Required work: Filter the data for lines with the word "TypeScript", then copy every line so identified.

* Start Information shown *

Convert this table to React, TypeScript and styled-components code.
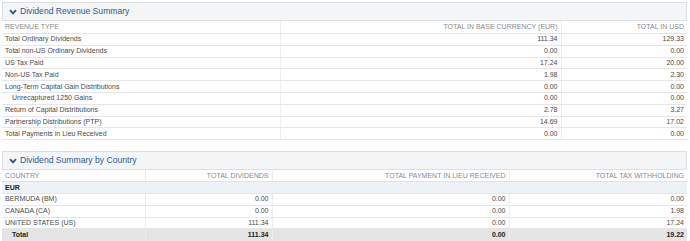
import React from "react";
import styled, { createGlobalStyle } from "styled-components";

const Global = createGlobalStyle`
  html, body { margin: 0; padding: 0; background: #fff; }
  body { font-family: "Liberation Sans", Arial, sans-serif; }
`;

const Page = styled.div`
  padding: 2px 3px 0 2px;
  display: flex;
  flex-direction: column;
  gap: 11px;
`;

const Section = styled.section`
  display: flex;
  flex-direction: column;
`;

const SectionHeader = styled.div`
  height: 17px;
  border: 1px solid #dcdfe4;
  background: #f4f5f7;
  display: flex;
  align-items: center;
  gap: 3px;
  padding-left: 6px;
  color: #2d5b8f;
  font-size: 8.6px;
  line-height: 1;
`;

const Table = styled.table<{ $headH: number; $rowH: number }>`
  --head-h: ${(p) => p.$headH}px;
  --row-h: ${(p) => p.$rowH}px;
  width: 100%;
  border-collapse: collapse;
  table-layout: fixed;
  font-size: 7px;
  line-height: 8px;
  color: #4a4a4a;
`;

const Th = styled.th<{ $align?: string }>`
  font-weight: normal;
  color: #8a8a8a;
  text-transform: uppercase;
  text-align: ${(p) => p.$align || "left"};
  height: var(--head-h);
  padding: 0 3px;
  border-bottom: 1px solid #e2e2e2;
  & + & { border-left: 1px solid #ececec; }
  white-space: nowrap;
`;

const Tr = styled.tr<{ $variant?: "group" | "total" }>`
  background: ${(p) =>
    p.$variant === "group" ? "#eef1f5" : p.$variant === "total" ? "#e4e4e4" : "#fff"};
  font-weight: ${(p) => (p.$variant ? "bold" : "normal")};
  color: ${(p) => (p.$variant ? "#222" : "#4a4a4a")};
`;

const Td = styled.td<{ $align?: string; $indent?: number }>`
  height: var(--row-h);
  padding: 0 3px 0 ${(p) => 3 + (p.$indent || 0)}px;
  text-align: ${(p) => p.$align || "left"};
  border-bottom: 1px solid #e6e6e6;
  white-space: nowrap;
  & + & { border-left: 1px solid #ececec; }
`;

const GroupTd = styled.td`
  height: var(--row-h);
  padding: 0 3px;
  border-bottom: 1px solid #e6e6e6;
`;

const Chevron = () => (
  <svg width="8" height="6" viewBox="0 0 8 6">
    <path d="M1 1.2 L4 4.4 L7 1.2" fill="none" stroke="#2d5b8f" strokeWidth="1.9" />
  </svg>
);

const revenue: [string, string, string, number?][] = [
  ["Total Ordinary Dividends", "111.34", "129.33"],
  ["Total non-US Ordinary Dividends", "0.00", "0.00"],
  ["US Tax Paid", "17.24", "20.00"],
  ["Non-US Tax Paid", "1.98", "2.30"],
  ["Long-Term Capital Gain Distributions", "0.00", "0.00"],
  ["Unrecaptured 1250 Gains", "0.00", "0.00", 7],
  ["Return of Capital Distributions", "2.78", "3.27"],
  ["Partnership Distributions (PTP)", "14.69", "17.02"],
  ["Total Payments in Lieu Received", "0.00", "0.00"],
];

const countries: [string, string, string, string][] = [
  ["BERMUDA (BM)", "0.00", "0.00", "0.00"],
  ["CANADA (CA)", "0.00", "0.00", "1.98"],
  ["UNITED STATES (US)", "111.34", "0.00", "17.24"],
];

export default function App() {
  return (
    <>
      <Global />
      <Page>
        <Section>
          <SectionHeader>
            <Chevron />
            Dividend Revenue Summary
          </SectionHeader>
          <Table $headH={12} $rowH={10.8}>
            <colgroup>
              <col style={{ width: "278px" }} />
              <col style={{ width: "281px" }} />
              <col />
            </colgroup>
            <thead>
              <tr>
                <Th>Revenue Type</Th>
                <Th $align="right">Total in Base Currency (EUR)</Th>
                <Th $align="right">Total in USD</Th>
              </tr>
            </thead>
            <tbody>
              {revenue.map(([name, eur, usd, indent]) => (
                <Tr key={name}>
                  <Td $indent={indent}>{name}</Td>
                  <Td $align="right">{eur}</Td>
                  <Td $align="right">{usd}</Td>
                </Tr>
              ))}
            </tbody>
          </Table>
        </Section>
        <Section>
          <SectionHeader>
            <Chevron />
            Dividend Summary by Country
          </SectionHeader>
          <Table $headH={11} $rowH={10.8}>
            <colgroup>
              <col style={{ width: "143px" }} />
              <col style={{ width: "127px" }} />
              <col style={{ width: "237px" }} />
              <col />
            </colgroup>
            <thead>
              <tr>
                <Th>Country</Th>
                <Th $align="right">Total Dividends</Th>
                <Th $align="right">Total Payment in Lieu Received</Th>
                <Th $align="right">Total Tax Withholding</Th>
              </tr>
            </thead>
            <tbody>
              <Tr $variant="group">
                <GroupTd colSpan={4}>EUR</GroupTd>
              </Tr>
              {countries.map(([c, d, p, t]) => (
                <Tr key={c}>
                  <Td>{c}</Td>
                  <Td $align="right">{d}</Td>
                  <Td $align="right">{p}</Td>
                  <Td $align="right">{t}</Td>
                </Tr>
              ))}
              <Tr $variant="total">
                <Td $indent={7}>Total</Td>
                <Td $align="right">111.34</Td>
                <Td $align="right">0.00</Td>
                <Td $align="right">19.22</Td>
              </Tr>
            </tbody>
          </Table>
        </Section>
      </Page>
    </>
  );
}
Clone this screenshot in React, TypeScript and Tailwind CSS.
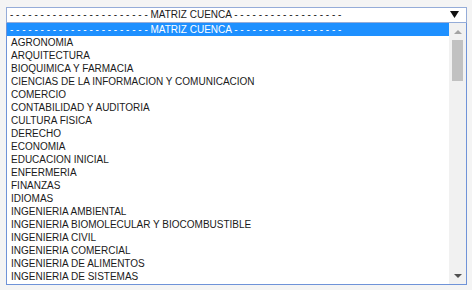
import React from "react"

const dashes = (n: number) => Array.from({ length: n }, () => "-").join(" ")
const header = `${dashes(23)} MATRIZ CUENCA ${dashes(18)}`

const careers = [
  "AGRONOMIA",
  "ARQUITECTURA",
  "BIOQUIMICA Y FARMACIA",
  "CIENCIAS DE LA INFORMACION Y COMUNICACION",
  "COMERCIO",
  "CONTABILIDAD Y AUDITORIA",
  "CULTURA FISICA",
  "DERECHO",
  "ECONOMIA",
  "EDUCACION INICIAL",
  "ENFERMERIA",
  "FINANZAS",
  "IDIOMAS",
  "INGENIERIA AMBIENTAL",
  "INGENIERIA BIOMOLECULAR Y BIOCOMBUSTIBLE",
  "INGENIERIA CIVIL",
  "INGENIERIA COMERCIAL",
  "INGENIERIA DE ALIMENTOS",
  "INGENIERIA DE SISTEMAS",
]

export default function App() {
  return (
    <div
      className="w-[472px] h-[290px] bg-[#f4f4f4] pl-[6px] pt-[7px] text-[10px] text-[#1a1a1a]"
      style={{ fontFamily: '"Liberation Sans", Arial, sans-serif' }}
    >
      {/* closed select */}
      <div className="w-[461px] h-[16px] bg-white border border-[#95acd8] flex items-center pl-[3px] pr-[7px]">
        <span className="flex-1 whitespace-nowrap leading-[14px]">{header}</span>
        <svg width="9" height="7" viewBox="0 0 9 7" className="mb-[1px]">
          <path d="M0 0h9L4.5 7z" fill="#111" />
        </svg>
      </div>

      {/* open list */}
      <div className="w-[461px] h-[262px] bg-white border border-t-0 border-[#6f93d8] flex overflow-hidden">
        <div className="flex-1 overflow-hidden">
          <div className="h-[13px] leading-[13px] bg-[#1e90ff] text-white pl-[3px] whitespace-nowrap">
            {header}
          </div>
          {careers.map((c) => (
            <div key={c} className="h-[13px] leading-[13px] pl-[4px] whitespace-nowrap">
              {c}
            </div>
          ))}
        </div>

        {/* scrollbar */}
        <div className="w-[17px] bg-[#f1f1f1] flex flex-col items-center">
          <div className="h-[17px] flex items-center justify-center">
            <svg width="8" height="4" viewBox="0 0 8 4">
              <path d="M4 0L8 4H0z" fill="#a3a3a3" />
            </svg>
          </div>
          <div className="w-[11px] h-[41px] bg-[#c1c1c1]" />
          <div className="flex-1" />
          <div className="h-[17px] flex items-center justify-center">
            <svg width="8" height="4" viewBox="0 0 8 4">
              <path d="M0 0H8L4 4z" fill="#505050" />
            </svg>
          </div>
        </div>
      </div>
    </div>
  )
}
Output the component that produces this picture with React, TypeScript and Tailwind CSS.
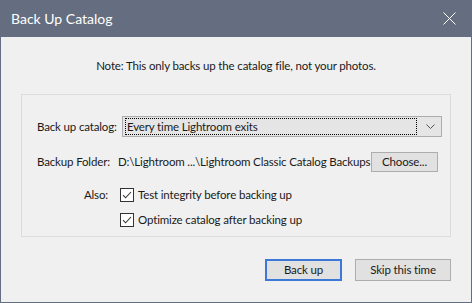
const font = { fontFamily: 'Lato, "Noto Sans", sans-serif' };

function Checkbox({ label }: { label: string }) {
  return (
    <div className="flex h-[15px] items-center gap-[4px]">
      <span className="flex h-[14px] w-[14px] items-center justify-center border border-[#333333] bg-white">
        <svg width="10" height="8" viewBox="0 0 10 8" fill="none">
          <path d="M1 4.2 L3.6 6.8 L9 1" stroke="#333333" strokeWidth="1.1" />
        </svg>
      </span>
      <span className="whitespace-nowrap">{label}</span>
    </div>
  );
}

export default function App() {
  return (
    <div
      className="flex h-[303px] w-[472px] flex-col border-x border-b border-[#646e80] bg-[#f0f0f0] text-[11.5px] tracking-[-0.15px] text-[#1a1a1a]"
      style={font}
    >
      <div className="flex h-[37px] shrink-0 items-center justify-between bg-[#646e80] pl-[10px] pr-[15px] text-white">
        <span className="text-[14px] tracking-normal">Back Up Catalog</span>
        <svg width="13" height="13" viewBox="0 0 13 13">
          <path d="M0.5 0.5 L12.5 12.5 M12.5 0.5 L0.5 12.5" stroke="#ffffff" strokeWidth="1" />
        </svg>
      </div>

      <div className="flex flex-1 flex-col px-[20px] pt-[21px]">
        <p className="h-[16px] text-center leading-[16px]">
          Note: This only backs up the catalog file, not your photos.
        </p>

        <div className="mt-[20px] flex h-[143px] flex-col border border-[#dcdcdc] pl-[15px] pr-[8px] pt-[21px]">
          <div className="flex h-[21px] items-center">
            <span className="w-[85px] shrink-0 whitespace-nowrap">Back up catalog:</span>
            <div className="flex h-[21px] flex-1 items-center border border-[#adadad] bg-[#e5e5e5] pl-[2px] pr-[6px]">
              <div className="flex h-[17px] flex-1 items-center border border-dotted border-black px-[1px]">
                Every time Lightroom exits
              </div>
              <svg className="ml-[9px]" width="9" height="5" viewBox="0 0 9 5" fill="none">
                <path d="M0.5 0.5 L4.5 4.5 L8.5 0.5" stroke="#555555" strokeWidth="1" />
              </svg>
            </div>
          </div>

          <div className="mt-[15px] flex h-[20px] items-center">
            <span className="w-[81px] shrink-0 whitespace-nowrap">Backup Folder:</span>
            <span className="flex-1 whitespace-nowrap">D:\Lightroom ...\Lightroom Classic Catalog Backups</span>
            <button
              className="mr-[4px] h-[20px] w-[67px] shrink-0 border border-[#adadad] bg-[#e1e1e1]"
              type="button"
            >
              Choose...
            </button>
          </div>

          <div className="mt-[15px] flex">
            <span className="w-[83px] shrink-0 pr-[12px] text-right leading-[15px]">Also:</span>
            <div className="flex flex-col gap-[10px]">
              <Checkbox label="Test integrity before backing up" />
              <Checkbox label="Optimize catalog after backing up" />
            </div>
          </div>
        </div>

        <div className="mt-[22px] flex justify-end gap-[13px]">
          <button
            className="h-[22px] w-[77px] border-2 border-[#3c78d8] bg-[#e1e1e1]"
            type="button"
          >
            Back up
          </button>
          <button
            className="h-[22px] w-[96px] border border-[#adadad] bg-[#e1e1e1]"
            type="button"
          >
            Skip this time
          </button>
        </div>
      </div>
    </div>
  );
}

* End Information shown *

Solution for this task:
Convert this table to React, TypeScript and styled-components code.
Clone this screenshot in React, TypeScript and Tailwind CSS.
Output the component that produces this picture with React, TypeScript and Tailwind CSS.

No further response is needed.